Entonces, cuando la vieja desagradable volvía al lugar en el cual apoyaba sus gigantescas asentaderas, pensé que jamás iba a curarme estando a cargo de una persona que, a todas luces, me odiaba. Entonces tuve ganas de orinar, y nada más que para joderla, no dije nada y le meé toda la cama. Luego le avisé.
-¡¿Por qué no avisás antes, torpe?! -Me espetó.
-Porque si me hubiera desatado, hubiese ido al baño, como corresponde.
-¡¿Sos tarado vos?! ¡¿Qué parte no entendiste, de la frase “no te podés levantar”?!
-Puedo entender a Deleuze, a los simbolistas, la música de Stravinsky. ¿Qué te hace pensar que no iba a entender los balbuceos oligofrénicos de una gorda obtusa como vos?
-Levantá el culo, inútil. Y empezá a rezar para cuando te tenga que acomodar las cánulas.
Creo que de alguna extravagante manera, nos entendimos. Las relaciones interpersonales son algo impredecible.

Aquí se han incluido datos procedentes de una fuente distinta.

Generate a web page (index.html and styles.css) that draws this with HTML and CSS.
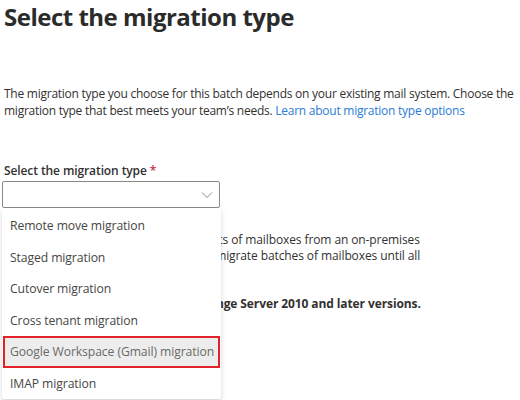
FILE: index.html
```html
<!DOCTYPE html>
<html>
<head>
<meta charset="utf-8">
<link rel="stylesheet" href="styles.css">
</head>
<body>
<div class="page">
  <h1 class="title">Select the migration type</h1>
  <p class="intro">The migration type you choose for this batch depends on your existing mail system. Choose the migration type that best meets your team’s needs. <a class="link" href="#">Learn about migration type options</a></p>
  <div class="field">
    <div class="label">Select the migration type <span class="req">*</span></div>
    <div class="select">
      <svg class="chev" width="12" height="8" viewBox="0 0 12 8"><path d="M1 1.5 L6 6.5 L11 1.5" fill="none" stroke="#8a8886" stroke-width="1"/></svg>
    </div>
    <ul class="menu">
      <li class="item">Remote move migration</li>
      <li class="item">Staged migration</li>
      <li class="item">Cutover migration</li>
      <li class="item">Cross tenant migration</li>
      <li class="item selected">Google Workspace (Gmail) migration</li>
      <li class="item">IMAP migration</li>
    </ul>
  </div>
  <div class="desc">
    <p class="desc-text">Staged migration: Use to move large sets of mailboxes from an on-premises<br>Exchange server to the cloud. You can migrate batches of mailboxes until all<br>mailboxes are moved.</p>
    <p class="desc-bold">Staged migration is used with Exchange Server 2010 and later versions.</p>
  </div>
</div>
</body>
</html>
```
FILE: styles.css
```css
html, body {
  margin: 0;
  padding: 0;
  background: #ffffff;
}
body {
  font-family: "Open Sans", "Noto Sans", sans-serif;
  color: #323130;
  width: 520px;
  height: 400px;
  overflow: hidden;
}
.page {
  padding: 0 0 0 4px;
}
.title {
  margin: 0;
  padding-top: 1px;
  font-size: 24px;
  font-weight: 700;
  line-height: 32px;
  color: #2b2b2b;
  letter-spacing: -0.5px;
}
.intro {
  margin: 52px 0 0 0;
  width: 516px;
  font-size: 12px;
  letter-spacing: -0.25px;
  line-height: 17px;
  color: #323130;
}
.link {
  color: #2b7bd6;
  text-decoration: none;
}
.field {
  position: relative;
  margin-top: 43px;
  margin-left: -2px;
}
.label {
  font-size: 12px;
  letter-spacing: -0.1px;
  font-weight: 600;
  line-height: 17px;
  margin-left: 2px;
  color: #323130;
}
.req {
  color: #c4314b;
}
.select {
  margin-top: 2px;
  width: 216px;
  height: 25px;
  border: 1px solid #8a8886;
  border-radius: 2px;
  display: flex;
  align-items: center;
  justify-content: flex-end;
}
.chev {
  margin-right: 6px;
}
.menu {
  position: absolute;
  left: 0;
  top: 46px;
  width: 219px;
  margin: 0;
  padding: 2px 0 0 0;
  list-style: none;
  background: #ffffff;
  box-shadow: 0 3px 6px rgba(0,0,0,0.12), 0 1px 2px rgba(0,0,0,0.08);
  border-radius: 2px;
  z-index: 2;
}
.item {
  height: 31.5px;
  line-height: 31.5px;
  padding-left: 8px;
  font-size: 12.2px;
  letter-spacing: -0.1px;
  color: #484644;
  box-sizing: border-box;
  white-space: nowrap;
}
.selected {
  background: #ededed;
  border: 2px solid #e3212b;
  margin: 0 1px;
  padding-left: 5px;
  line-height: 27.5px;
  color: #6b6967;
}
.desc {
  margin-top: 24px;
  font-size: 12px;
  letter-spacing: -0.1px;
  line-height: 16px;
}
.desc-text {
  margin: 0;
  white-space: nowrap;
}
.desc-bold {
  margin: 16px 0 0 0;
  font-weight: 700;
  white-space: nowrap;
}
```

Luego vinieron las caras amigables, de a una y convenientemente esterilizadas. Allí me enteré de que lo que creía habían sido unas cuantas horas en realidad habían sido tres días, y que salvo las heridas cirróticas del hígado, el resto de mi organismo funcionaba de maravillas. Rato después, y quizá gracias a mis inconductas, pasé a una habitación personal que mi querida mujercita reservó para mí, con TV y posibilidad de visitas permanentes. Al rato estaba todo el sabalaje de mis amigos rodeando mi cama y divirtiéndose con mis relatos y ocurrencias. Como antes, casi un stand comedy, si no hubiese sido que no podía levantarme y que tenía clavadas más agujas que el personaje de la película Hellraiser de Clive Barker. Mi cerebro funcionaba bien, es decir, bien según los cánones que le eran propios. Los mismos médicos no podían creer la contundente mejoría que estaba experimentando. Afuera hacía un calor de la hostia, y yo gozaba del aire acondicionado de mi habitación. Me hallaba débil, había bajado cerca de veinte kilos en una semana. Pero estaba de nuevo en la brecha, con hambre de vida y de percepciones dignas. Y hambre a secas, también. Y lo más importante, tuve oportunidad de cavilar largamente sobre la futilidad de muchos componentes de mi experiencia vital, que tenía que extirpar de raíz. De veras, en estas instancias, uno cobra real conciencia de las pelotudeces que agotan nuestra energía y nos mandan al tacho.
Días después quedé libre, saturado de sermones, advertencias y amenazas de todo tipo, respecto de todas las plagas apocalípticas que caerían sobre mí si volvía a beber un solo trago de vino. Por mi parte, confío en la ciencia y en mi organismo. Llevé conmigo mi historia clínica, ¡tengo una historia clínica! Lástima que la primera frase de la misma reza: PACIENTE NO COLABORATIVO.
Finalmente entré de nuevo a casa con una gruesa de fármacos, y lo primero que hice fue encenderle velas a mis orixás, justo antes de poner en el estéreo a Zé Ramalho:

                                                   Bate bate bate na porta do ceu
                                                   Bate bate bate na porta do ceu

Y, sí. Por suerte no me abrieron. Todavía.